«Güenos» días señora con paisaje manchego al fondo y retrechera familia. Escribo antes de salir de paseo aunque no me encuentre bien.
Me duele el IPC, como a tantos otros millones de conciudadanos aprisionados en medio de una inflación desbocada y unas expectativas poco halagüeñas. Menos mal que el paseo no consume gasolina y me permite, por una hora, experimentar el placer de sentirme Elon Musk sustituyendo, eso sí, sus millonarios paseos por el espacio, por la visión de los andurriales de una Catarroja cósmica y universal.
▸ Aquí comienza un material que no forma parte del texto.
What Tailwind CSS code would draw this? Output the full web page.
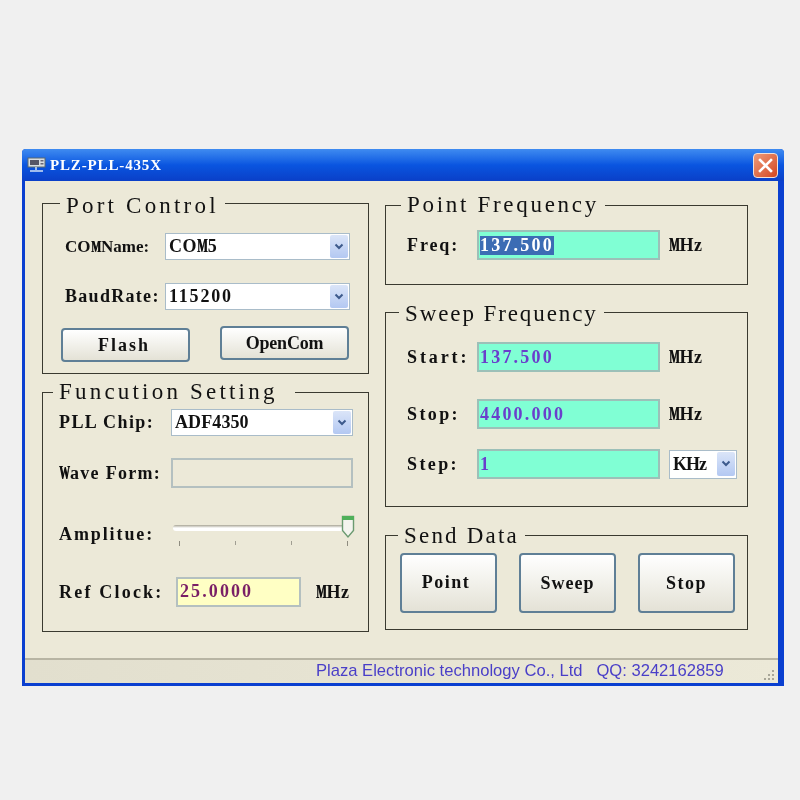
<!DOCTYPE html>
<html><head><meta charset="utf-8">
<script src="https://cdn.jsdelivr.net/npm/@tailwindcss/browser@4"></script>
</head>
<body class="bg-[#f0f0f0] w-[800px] h-[800px] overflow-hidden font-['Liberation_Serif',serif] text-[#111]">
<div class="pt-[149px] pl-[22px]">
<div class="w-[762px] h-[537px] flex flex-col rounded-t-[4px] bg-[#0a3fd0] blur-[0.35px]">
  <!-- title bar -->
  <div class="h-[32px] shrink-0 flex items-center pl-[5px] pr-[6px] rounded-t-[4px] bg-gradient-to-b from-[#3f8bf0] via-[#0a55e0] to-[#0a3fc8]">
    <svg width="20" height="16" viewBox="0 0 20 16" class="shrink-0"><rect x="1" y="1" width="17" height="9" fill="#d8dde0" stroke="#5a6a70"/><rect x="3" y="3" width="9" height="5" fill="#556"/><rect x="13.5" y="3" width="3" height="1.5" fill="#667"/><rect x="13.5" y="6" width="3" height="1.5" fill="#667"/><path d="M9 10v3M3 14h13" stroke="#cfe0f5" stroke-width="1.5"/></svg>
    <span class="ml-[3px] text-[15px] font-bold text-white leading-none tracking-[0.85px]">PLZ-PLL-435X</span>
    <div class="ml-auto w-[25px] h-[25px] rounded-[4px] border border-[#f0e0d8] bg-gradient-to-br from-[#ee9a78] to-[#d2441c] flex items-center justify-center">
      <svg width="15" height="15" viewBox="0 0 15 15"><path d="M2 2l11 11M13 2L2 13" stroke="#fff" stroke-width="2.6" stroke-linecap="square"/></svg>
    </div>
  </div>
  <!-- client -->
  <div class="ml-[3px] mr-[6px] mb-[3px] flex-1 flex flex-col bg-[#ece9d8]">
    <div class="flex-1 flex pl-[17px] pt-[22px]">
      <!-- left column -->
      <div class="w-[327px] flex flex-col">
        <section class="relative h-[171px] border border-[#3a3a30] pl-[22px] pt-[29px]">
          <h2 class="absolute left-[17px] -top-[10px] px-[6px] bg-[#ece9d8] text-[23px] leading-[24px] font-normal tracking-[3.2px] whitespace-nowrap">Port Control</h2>
          <div class="flex items-center h-[27px]">
            <span class="w-[100px] text-[17px] font-bold whitespace-nowrap">CO<b class="inline-block w-[10.5px] origin-left scale-x-[0.62] [text-shadow:1px_0_0_#000]">M</b>Name:</span>
            <div class="w-[185px] h-[27px] shrink-0 bg-white border border-[#a9bcc9] flex items-center pl-[3px] pr-[1px] text-[18px] font-bold tracking-[0.6px]"><span>CO<b class="inline-block w-[10.5px] origin-left scale-x-[0.62] [text-shadow:1px_0_0_#000]">M</b>5</span>
              <span class="ml-auto w-[18px] h-[23px] rounded-[2px] bg-gradient-to-b from-[#dbe5f8] to-[#b3c8f2] flex items-center justify-center"><svg width="10" height="8" viewBox="0 0 10 8"><path d="M1.5 1.5L5 5l3.5-3.5" fill="none" stroke="#3d5a8c" stroke-width="2"/></svg></span>
            </div>
          </div>
          <div class="flex items-center h-[27px] mt-[23px]">
            <span class="w-[100px] text-[18px] font-bold tracking-[1.3px] whitespace-nowrap">BaudRate:</span>
            <div class="w-[185px] h-[27px] shrink-0 bg-white border border-[#a9bcc9] flex items-center pl-[3px] pr-[1px] text-[18px] font-bold tracking-[1.8px]"><span>115200</span>
              <span class="ml-auto w-[18px] h-[23px] rounded-[2px] bg-gradient-to-b from-[#dbe5f8] to-[#b3c8f2] flex items-center justify-center"><svg width="10" height="8" viewBox="0 0 10 8"><path d="M1.5 1.5L5 5l3.5-3.5" fill="none" stroke="#3d5a8c" stroke-width="2"/></svg></span>
            </div>
          </div>
          <div class="flex items-start mt-[16px] -ml-[4px]">
            <button class="mt-[2px] w-[129px] h-[34px] shrink-0 rounded-[4px] border-2 border-[#5f7f96] bg-gradient-to-b from-white to-[#e4e2d6] text-[18px] font-bold tracking-[2px] pr-[3px]">Flash</button>
            <button class="ml-[30px] w-[129px] h-[34px] shrink-0 rounded-[4px] border-2 border-[#5f7f96] bg-gradient-to-b from-white to-[#e4e2d6] text-[18px] font-bold tracking-[-0.2px]">OpenCom</button>
          </div>
        </section>
        <section class="relative mt-[18px] h-[240px] border border-[#3a3a30] pl-[16px] pt-[16px]">
          <h2 class="absolute left-[10px] -top-[13px] pl-[6px] pr-[17px] bg-[#ece9d8] text-[23px] leading-[24px] font-normal tracking-[3.2px] whitespace-nowrap">Funcution Setting</h2>
          <div class="flex items-center h-[27px]">
            <span class="w-[112px] text-[18px] font-bold tracking-[1.4px] whitespace-nowrap">PLL Chip:</span>
            <div class="w-[182px] h-[27px] bg-white border border-[#a9bcc9] flex items-center pl-[3px] pr-[1px] text-[18px] font-bold tracking-[0.1px]"><span>ADF4350</span>
              <span class="ml-auto w-[18px] h-[23px] rounded-[2px] bg-gradient-to-b from-[#dbe5f8] to-[#b3c8f2] flex items-center justify-center"><svg width="10" height="8" viewBox="0 0 10 8"><path d="M1.5 1.5L5 5l3.5-3.5" fill="none" stroke="#3d5a8c" stroke-width="2"/></svg></span>
            </div>
          </div>
          <div class="flex items-center h-[30px] mt-[22px]">
            <span class="w-[112px] text-[18px] font-bold whitespace-nowrap tracking-[1.3px]"><b class="inline-block w-[11px] origin-left scale-x-[0.6] [text-shadow:1px_0_0_#000]">W</b>ave Form:</span>
            <div class="w-[182px] h-[30px] border-2 border-[#b4c0c0]"></div>
          </div>
          <div class="flex h-[36px] mt-[28px]">
            <span class="w-[114px] pt-[5px] text-[18px] font-bold tracking-[1.9px]">Amplitue:</span>
            <div class="relative w-[182px] h-[36px]">
              <div class="absolute left-0 top-[9px] w-[172px] h-[6px] rounded-[3px] bg-gradient-to-b from-[#a8a595] via-white to-white"></div>
              <span class="absolute left-[6px] top-[25px] w-px h-[5px] bg-[#8e8c80]"></span>
              <span class="absolute left-[62px] top-[25px] w-px h-[4px] bg-[#a09e92]"></span>
              <span class="absolute left-[118px] top-[25px] w-px h-[4px] bg-[#a09e92]"></span>
              <span class="absolute left-[174px] top-[25px] w-px h-[5px] bg-[#8e8c80]"></span>
              <svg class="absolute left-[168px] -top-[1px]" width="14" height="24" viewBox="0 0 14 24"><path d="M1.5 1.5h11v14L7 22l-5.5-6.5z" fill="#f4f4ee" stroke="#6b9a70" stroke-width="1.4"/><rect x="1" y="1" width="12" height="4" fill="#4fb05a"/></svg>
            </div>
          </div>
          <div class="flex items-center h-[30px] mt-[25px]">
            <span class="w-[117px] text-[18px] font-bold whitespace-nowrap tracking-[2.2px]">Ref Clock:</span>
            <div class="w-[125px] h-[30px] border-2 border-[#b4c0c0] bg-[#ffffc4] flex items-center pl-[2px] pb-[2px] text-[18px] font-bold tracking-[2.1px] text-[#7a1f66]">25.0000</div>
            <span class="ml-[15px] text-[18px] font-bold tracking-[0.5px]"><b class="inline-block w-[10.5px] origin-left scale-x-[0.62] [text-shadow:1px_0_0_#000]">M</b>Hz</span>
          </div>
        </section>
      </div>
      <!-- right column -->
      <div class="ml-[16px] w-[363px] flex flex-col">
        <section class="relative mt-[2px] h-[80px] border border-[#3a3a30] pl-[21px] pt-[24px]">
          <h2 class="absolute left-[15px] -top-[13px] px-[6px] bg-[#ece9d8] text-[23px] leading-[24px] font-normal whitespace-nowrap tracking-[2.7px]">Point Frequency</h2>
          <div class="flex items-center h-[30px]">
            <span class="w-[70px] text-[18px] font-bold tracking-[1.9px]">Freq:</span>
            <div class="w-[183px] h-[30px] border-2 border-[#9cc0b8] bg-[#80ffd4] flex items-center pl-[1px] text-[18px] font-bold"><span class="bg-[#3c6cb4] text-white leading-[19px] tracking-[2.2px]">137.500</span></div>
            <span class="ml-[9px] text-[18px] font-bold tracking-[0.5px]"><b class="inline-block w-[10.5px] origin-left scale-x-[0.62] [text-shadow:1px_0_0_#000]">M</b>Hz</span>
          </div>
        </section>
        <section class="relative mt-[27px] h-[195px] border border-[#3a3a30] pl-[21px] pt-[29px]">
          <h2 class="absolute left-[13px] -top-[11px] px-[6px] bg-[#ece9d8] text-[23px] leading-[24px] font-normal whitespace-nowrap tracking-[1.9px]">Sweep Frequency</h2>
          <div class="flex items-center h-[30px]">
            <span class="w-[70px] text-[18px] font-bold tracking-[2.9px]">Start:</span>
            <div class="w-[183px] h-[30px] border-2 border-[#9cc0b8] bg-[#80ffd4] flex items-center pl-[1px] text-[18px] font-bold tracking-[2.2px] text-[#6a3fcc]">137.500</div>
            <span class="ml-[9px] text-[18px] font-bold tracking-[0.5px]"><b class="inline-block w-[10.5px] origin-left scale-x-[0.62] [text-shadow:1px_0_0_#000]">M</b>Hz</span>
          </div>
          <div class="flex items-center h-[30px] mt-[27px]">
            <span class="w-[70px] text-[18px] font-bold tracking-[2.4px]">Stop:</span>
            <div class="w-[183px] h-[30px] border-2 border-[#9cc0b8] bg-[#80ffd4] flex items-center pl-[1px] text-[18px] font-bold tracking-[2.2px] text-[#6a3fcc]">4400.000</div>
            <span class="ml-[9px] text-[18px] font-bold tracking-[0.5px]"><b class="inline-block w-[10.5px] origin-left scale-x-[0.62] [text-shadow:1px_0_0_#000]">M</b>Hz</span>
          </div>
          <div class="flex items-center h-[30px] mt-[20px]">
            <span class="w-[70px] text-[18px] font-bold tracking-[2.4px]">Step:</span>
            <div class="w-[183px] h-[30px] border-2 border-[#9cc0b8] bg-[#80ffd4] flex items-center pl-[1px] text-[18px] font-bold tracking-[2.2px] text-[#6a3fcc]">1</div>
            <div class="ml-[9px] w-[68px] h-[29px] bg-white border border-[#a9bcc9] flex items-center pl-[3px] pr-[1px] text-[18px] font-bold tracking-[-1px]"><span>KHz</span>
              <span class="ml-auto w-[18px] h-[24px] rounded-[2px] bg-gradient-to-b from-[#dbe5f8] to-[#b3c8f2] flex items-center justify-center"><svg width="10" height="8" viewBox="0 0 10 8"><path d="M1.5 1.5L5 5l3.5-3.5" fill="none" stroke="#3d5a8c" stroke-width="2"/></svg></span>
            </div>
          </div>
        </section>
        <section class="relative mt-[28px] h-[95px] border border-[#3a3a30] pl-[14px] pt-[17px]">
          <h2 class="absolute left-[12px] -top-[12px] px-[6px] bg-[#ece9d8] text-[23px] leading-[24px] font-normal whitespace-nowrap tracking-[2.2px]">Send Data</h2>
          <div class="flex gap-[22px]">
            <button class="w-[97px] h-[60px] rounded-[4px] border-2 border-[#5f7f96] bg-gradient-to-b from-white to-[#e4e2d6] text-[18px] font-bold tracking-[1.5px] pr-[5px] pb-[2px]">Point</button>
            <button class="w-[97px] h-[60px] rounded-[4px] border-2 border-[#5f7f96] bg-gradient-to-b from-white to-[#e4e2d6] text-[18px] font-bold tracking-[1px]">Sweep</button>
            <button class="w-[97px] h-[60px] rounded-[4px] border-2 border-[#5f7f96] bg-gradient-to-b from-white to-[#e4e2d6] text-[18px] font-bold tracking-[1.5px]">Stop</button>
          </div>
        </section>
      </div>
    </div>
    <!-- status bar -->
    <div class="h-[25px] shrink-0 border-t-2 border-[#b8b5a4] bg-gradient-to-r from-[#e2dfce] to-[#ece9d8] flex items-center pl-[291px] pr-[2px] font-['Liberation_Sans',sans-serif] text-[16.6px] text-[#4a3fc8]">
      <span class="whitespace-pre">Plaza Electronic technology Co., Ltd   QQ: 3242162859</span>
      <svg class="ml-auto self-end mb-[1px]" width="13" height="13" viewBox="0 0 13 13" fill="#a8a698"><rect x="9" y="1" width="2" height="2"/><rect x="5" y="5" width="2" height="2"/><rect x="9" y="5" width="2" height="2"/><rect x="1" y="9" width="2" height="2"/><rect x="5" y="9" width="2" height="2"/><rect x="9" y="9" width="2" height="2"/></svg>
    </div>
  </div>
</div>
</div>
</body></html>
El que no se consuela es porque no quiere o carece de la imaginación necesaria.
Ya están compadres y comadres haciendo las cuentas de las próximas vacaciones en Gandía o Benidorm de la inclemente mano del IMSERSO, a ver si la pensión este año les da para acudir al chiringuito donde oír a María Jesús y su acordeón y poder -un año más- hacer el trenet para bailar «Los pajaritos» si las caderas no lo impiden.
Más de uno debe haber llegado a la dolorosa conclusión de que su pensión no da para estirar más y que el fiel auditorio de la ínclita musiquera se verá mermado.
Afortunadamente para los dueños del mundillo turístico, parte de los huecos dejados por los conciudadanos se verán ocupados por sonrosados «brexits» dispuestos al desmelene. No es de extrañar que su loca euforia se vea acompañada por camareros/as de sueldo magro y mirada esquinada -cuando no abiertamente hostil-, obligados a ajustar su agotador horario a las veleidades foráneas a golpe de horas complementarias no remuneradas.
¡Ah, qué bonito es vivir en un país turístico con un IPC implacable, lleno a rebosar de ingenieros y filósofos ejerciendo su acendrada educación entre mesas atestadas de rubicundos clientes, ora con bandejas de sangría de garrafón, ora con una sabrosa paella de arroz con cosas!
Decididamente… me duele tanto tanto el IPC, que no sé si me ha producido metástasis.